Your job is to retype all of the data word for word, leaving every image out.

- Provided data -
+-------+

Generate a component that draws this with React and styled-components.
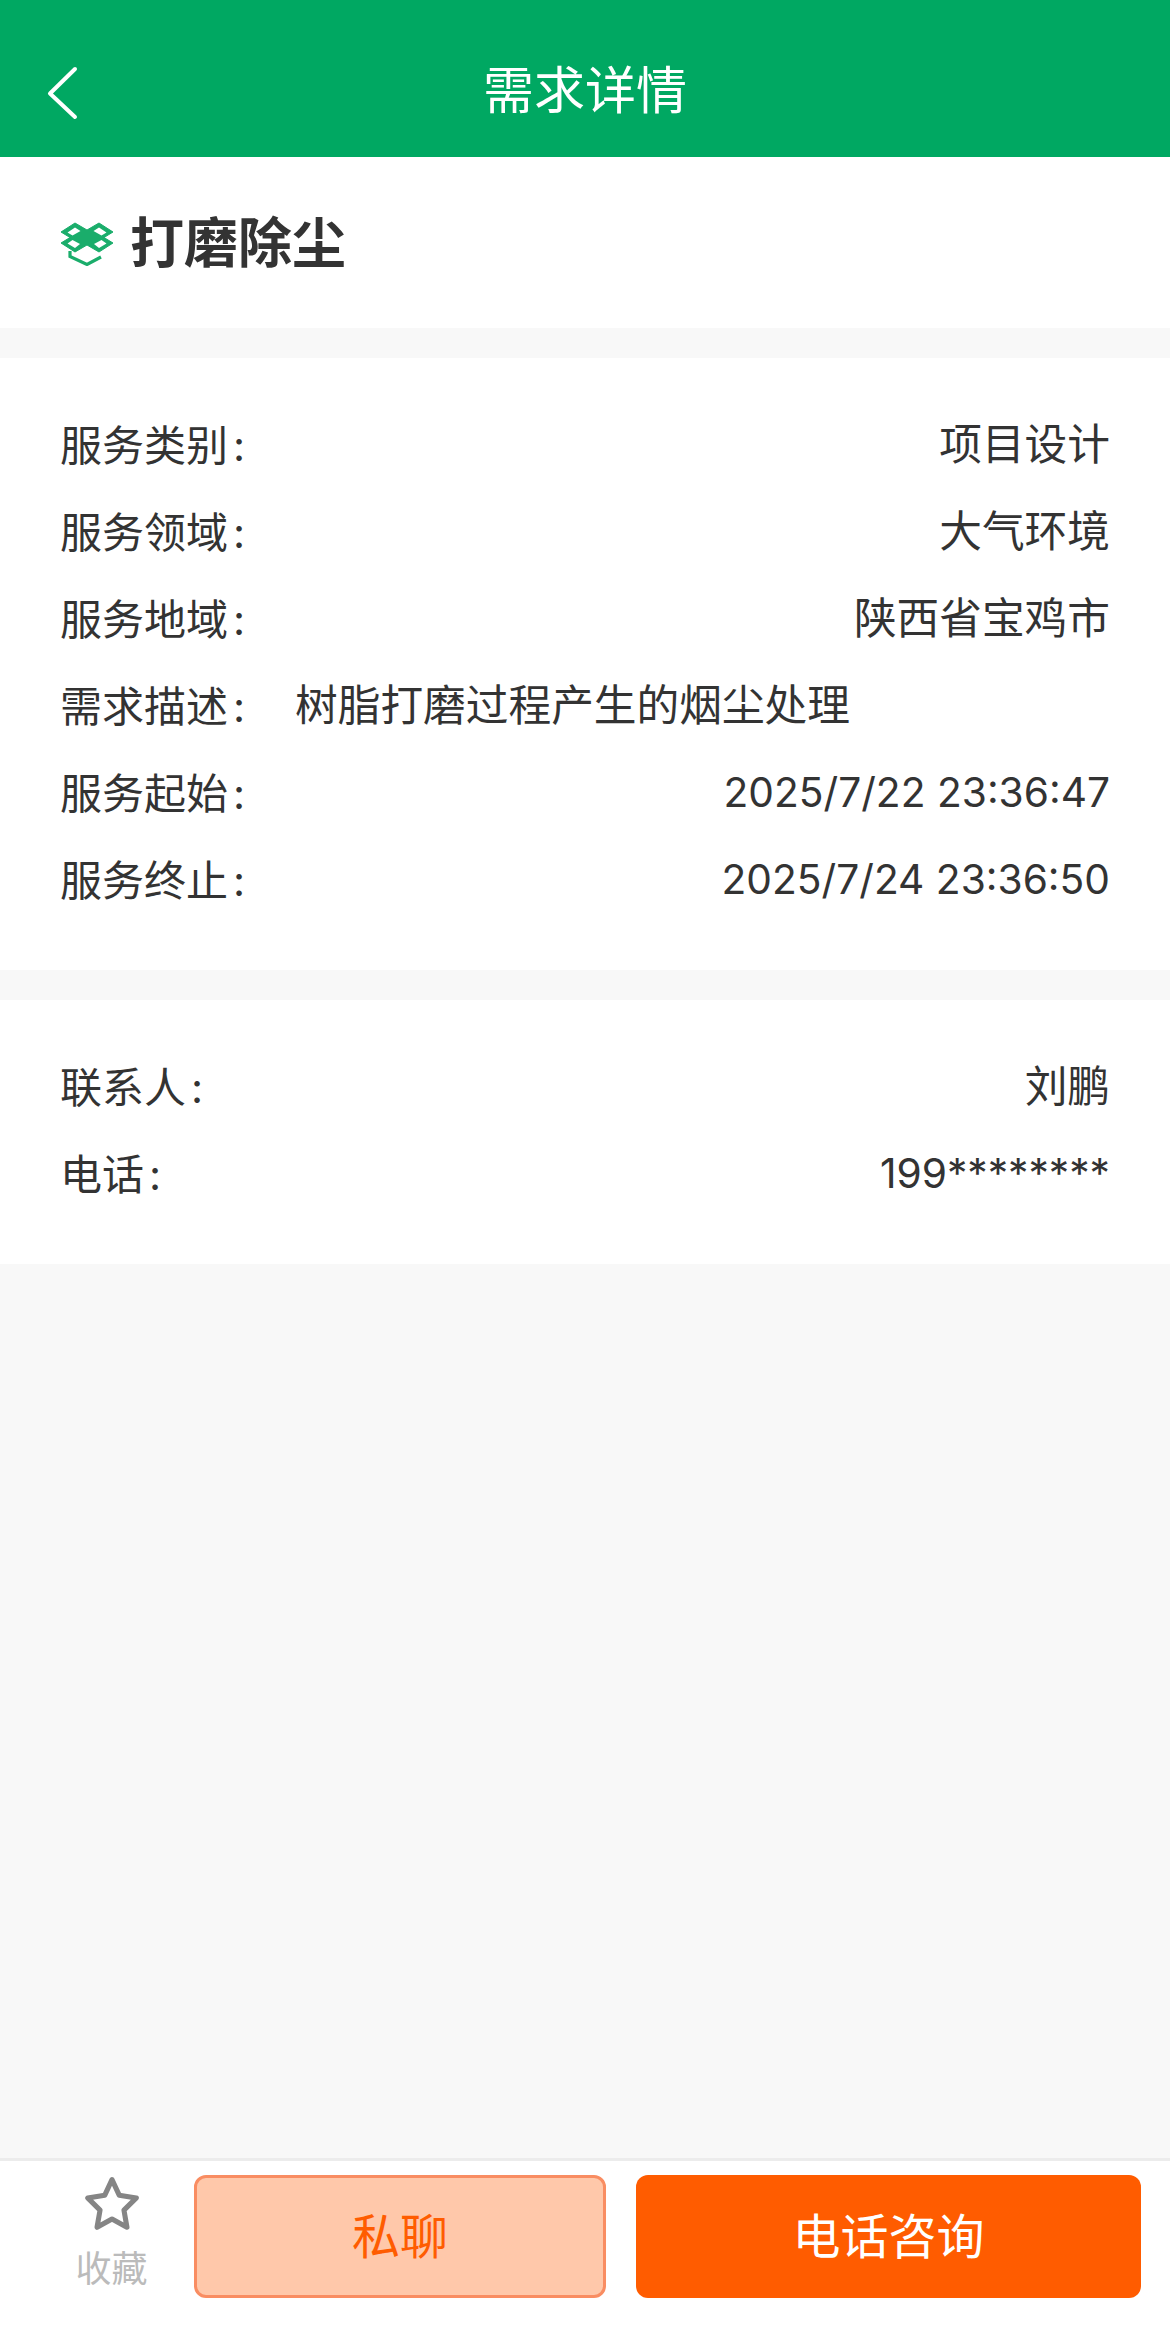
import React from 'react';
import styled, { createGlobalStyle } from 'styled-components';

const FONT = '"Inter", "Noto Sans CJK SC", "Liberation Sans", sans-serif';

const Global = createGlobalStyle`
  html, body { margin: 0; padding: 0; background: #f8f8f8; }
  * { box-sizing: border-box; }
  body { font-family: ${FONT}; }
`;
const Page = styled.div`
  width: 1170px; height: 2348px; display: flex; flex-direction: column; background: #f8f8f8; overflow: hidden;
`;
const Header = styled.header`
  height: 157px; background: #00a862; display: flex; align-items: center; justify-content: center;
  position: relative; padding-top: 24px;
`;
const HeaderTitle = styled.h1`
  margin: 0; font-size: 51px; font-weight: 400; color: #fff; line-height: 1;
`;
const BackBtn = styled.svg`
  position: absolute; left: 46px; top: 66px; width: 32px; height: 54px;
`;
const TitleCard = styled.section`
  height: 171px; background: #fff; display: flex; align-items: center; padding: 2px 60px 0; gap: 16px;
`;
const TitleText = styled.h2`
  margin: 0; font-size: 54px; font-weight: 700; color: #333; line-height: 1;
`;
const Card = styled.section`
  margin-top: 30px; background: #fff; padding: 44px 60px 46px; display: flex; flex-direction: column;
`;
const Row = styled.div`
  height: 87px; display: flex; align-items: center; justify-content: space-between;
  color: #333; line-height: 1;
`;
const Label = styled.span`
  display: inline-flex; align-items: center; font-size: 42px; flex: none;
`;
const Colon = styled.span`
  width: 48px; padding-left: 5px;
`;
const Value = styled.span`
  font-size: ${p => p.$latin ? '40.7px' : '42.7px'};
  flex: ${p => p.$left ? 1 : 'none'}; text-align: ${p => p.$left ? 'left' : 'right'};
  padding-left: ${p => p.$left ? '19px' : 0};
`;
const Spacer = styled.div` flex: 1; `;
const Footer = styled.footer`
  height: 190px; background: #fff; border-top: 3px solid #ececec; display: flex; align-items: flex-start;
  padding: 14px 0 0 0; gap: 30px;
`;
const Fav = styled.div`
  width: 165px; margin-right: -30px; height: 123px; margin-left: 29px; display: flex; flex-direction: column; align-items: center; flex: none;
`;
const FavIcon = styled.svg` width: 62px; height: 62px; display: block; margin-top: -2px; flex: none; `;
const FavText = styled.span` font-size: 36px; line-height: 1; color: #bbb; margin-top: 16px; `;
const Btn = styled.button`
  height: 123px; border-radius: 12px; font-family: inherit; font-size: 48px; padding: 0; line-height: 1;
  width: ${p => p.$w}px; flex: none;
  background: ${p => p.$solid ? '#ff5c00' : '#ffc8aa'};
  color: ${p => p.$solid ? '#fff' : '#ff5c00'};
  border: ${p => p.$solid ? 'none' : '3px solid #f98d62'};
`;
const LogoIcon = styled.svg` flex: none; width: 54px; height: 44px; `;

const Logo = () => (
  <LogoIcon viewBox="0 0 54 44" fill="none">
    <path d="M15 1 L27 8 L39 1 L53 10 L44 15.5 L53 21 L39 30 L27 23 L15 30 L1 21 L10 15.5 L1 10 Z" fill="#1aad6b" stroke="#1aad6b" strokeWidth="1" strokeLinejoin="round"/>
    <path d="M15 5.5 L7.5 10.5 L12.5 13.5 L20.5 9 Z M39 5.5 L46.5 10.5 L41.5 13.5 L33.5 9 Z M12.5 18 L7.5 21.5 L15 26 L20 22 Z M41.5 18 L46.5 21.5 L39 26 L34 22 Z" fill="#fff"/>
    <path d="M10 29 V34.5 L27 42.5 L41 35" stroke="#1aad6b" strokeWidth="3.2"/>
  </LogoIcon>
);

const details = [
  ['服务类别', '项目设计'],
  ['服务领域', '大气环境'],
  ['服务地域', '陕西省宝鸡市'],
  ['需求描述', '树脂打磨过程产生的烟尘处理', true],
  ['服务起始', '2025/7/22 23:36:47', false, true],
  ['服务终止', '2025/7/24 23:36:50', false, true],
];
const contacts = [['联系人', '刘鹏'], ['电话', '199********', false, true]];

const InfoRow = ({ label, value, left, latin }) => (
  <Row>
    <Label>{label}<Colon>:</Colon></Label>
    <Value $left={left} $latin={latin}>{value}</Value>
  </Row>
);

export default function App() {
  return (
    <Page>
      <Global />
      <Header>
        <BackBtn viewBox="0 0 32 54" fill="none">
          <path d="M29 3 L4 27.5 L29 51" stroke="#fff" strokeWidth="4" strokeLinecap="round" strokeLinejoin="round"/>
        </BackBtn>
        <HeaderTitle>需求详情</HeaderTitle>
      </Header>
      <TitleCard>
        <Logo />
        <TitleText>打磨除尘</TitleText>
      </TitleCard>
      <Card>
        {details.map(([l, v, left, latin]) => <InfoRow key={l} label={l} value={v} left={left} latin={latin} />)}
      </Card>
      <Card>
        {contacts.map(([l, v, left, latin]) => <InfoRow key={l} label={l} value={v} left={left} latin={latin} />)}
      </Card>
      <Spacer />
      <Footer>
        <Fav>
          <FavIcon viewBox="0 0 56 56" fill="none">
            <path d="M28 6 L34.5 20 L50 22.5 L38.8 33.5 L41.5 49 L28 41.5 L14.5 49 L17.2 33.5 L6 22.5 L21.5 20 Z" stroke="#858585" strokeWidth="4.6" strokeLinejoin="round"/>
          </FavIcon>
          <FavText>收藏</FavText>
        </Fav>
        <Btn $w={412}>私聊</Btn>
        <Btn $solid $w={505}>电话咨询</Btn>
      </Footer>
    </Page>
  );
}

+-------+

- Expected answer -
Generate a component that draws this with React and styled-components.
import React from 'react';
import styled, { createGlobalStyle } from 'styled-components';

const FONT = '"Inter", "Noto Sans CJK SC", "Liberation Sans", sans-serif';

const Global = createGlobalStyle`
  html, body { margin: 0; padding: 0; background: #f8f8f8; }
  * { box-sizing: border-box; }
  body { font-family: ${FONT}; }
`;
const Page = styled.div`
  width: 1170px; height: 2348px; display: flex; flex-direction: column; background: #f8f8f8; overflow: hidden;
`;
const Header = styled.header`
  height: 157px; background: #00a862; display: flex; align-items: center; justify-content: center;
  position: relative; padding-top: 24px;
`;
const HeaderTitle = styled.h1`
  margin: 0; font-size: 51px; font-weight: 400; color: #fff; line-height: 1;
`;
const BackBtn = styled.svg`
  position: absolute; left: 46px; top: 66px; width: 32px; height: 54px;
`;
const TitleCard = styled.section`
  height: 171px; background: #fff; display: flex; align-items: center; padding: 2px 60px 0; gap: 16px;
`;
const TitleText = styled.h2`
  margin: 0; font-size: 54px; font-weight: 700; color: #333; line-height: 1;
`;
const Card = styled.section`
  margin-top: 30px; background: #fff; padding: 44px 60px 46px; display: flex; flex-direction: column;
`;
const Row = styled.div`
  height: 87px; display: flex; align-items: center; justify-content: space-between;
  color: #333; line-height: 1;
`;
const Label = styled.span`
  display: inline-flex; align-items: center; font-size: 42px; flex: none;
`;
const Colon = styled.span`
  width: 48px; padding-left: 5px;
`;
const Value = styled.span`
  font-size: ${p => p.$latin ? '40.7px' : '42.7px'};
  flex: ${p => p.$left ? 1 : 'none'}; text-align: ${p => p.$left ? 'left' : 'right'};
  padding-left: ${p => p.$left ? '19px' : 0};
`;
const Spacer = styled.div` flex: 1; `;
const Footer = styled.footer`
  height: 190px; background: #fff; border-top: 3px solid #ececec; display: flex; align-items: flex-start;
  padding: 14px 0 0 0; gap: 30px;
`;
const Fav = styled.div`
  width: 165px; margin-right: -30px; height: 123px; margin-left: 29px; display: flex; flex-direction: column; align-items: center; flex: none;
`;
const FavIcon = styled.svg` width: 62px; height: 62px; display: block; margin-top: -2px; flex: none; `;
const FavText = styled.span` font-size: 36px; line-height: 1; color: #bbb; margin-top: 16px; `;
const Btn = styled.button`
  height: 123px; border-radius: 12px; font-family: inherit; font-size: 48px; padding: 0; line-height: 1;
  width: ${p => p.$w}px; flex: none;
  background: ${p => p.$solid ? '#ff5c00' : '#ffc8aa'};
  color: ${p => p.$solid ? '#fff' : '#ff5c00'};
  border: ${p => p.$solid ? 'none' : '3px solid #f98d62'};
`;
const LogoIcon = styled.svg` flex: none; width: 54px; height: 44px; `;

const Logo = () => (
  <LogoIcon viewBox="0 0 54 44" fill="none">
    <path d="M15 1 L27 8 L39 1 L53 10 L44 15.5 L53 21 L39 30 L27 23 L15 30 L1 21 L10 15.5 L1 10 Z" fill="#1aad6b" stroke="#1aad6b" strokeWidth="1" strokeLinejoin="round"/>
    <path d="M15 5.5 L7.5 10.5 L12.5 13.5 L20.5 9 Z M39 5.5 L46.5 10.5 L41.5 13.5 L33.5 9 Z M12.5 18 L7.5 21.5 L15 26 L20 22 Z M41.5 18 L46.5 21.5 L39 26 L34 22 Z" fill="#fff"/>
    <path d="M10 29 V34.5 L27 42.5 L41 35" stroke="#1aad6b" strokeWidth="3.2"/>
  </LogoIcon>
);

const details = [
  ['服务类别', '项目设计'],
  ['服务领域', '大气环境'],
  ['服务地域', '陕西省宝鸡市'],
  ['需求描述', '树脂打磨过程产生的烟尘处理', true],
  ['服务起始', '2025/7/22 23:36:47', false, true],
  ['服务终止', '2025/7/24 23:36:50', false, true],
];
const contacts = [['联系人', '刘鹏'], ['电话', '199********', false, true]];

const InfoRow = ({ label, value, left, latin }) => (
  <Row>
    <Label>{label}<Colon>:</Colon></Label>
    <Value $left={left} $latin={latin}>{value}</Value>
  </Row>
);

export default function App() {
  return (
    <Page>
      <Global />
      <Header>
        <BackBtn viewBox="0 0 32 54" fill="none">
          <path d="M29 3 L4 27.5 L29 51" stroke="#fff" strokeWidth="4" strokeLinecap="round" strokeLinejoin="round"/>
        </BackBtn>
        <HeaderTitle>需求详情</HeaderTitle>
      </Header>
      <TitleCard>
        <Logo />
        <TitleText>打磨除尘</TitleText>
      </TitleCard>
      <Card>
        {details.map(([l, v, left, latin]) => <InfoRow key={l} label={l} value={v} left={left} latin={latin} />)}
      </Card>
      <Card>
        {contacts.map(([l, v, left, latin]) => <InfoRow key={l} label={l} value={v} left={left} latin={latin} />)}
      </Card>
      <Spacer />
      <Footer>
        <Fav>
          <FavIcon viewBox="0 0 56 56" fill="none">
            <path d="M28 6 L34.5 20 L50 22.5 L38.8 33.5 L41.5 49 L28 41.5 L14.5 49 L17.2 33.5 L6 22.5 L21.5 20 Z" stroke="#858585" strokeWidth="4.6" strokeLinejoin="round"/>
          </FavIcon>
          <FavText>收藏</FavText>
        </Fav>
        <Btn $w={412}>私聊</Btn>
        <Btn $solid $w={505}>电话咨询</Btn>
      </Footer>
    </Page>
  );
}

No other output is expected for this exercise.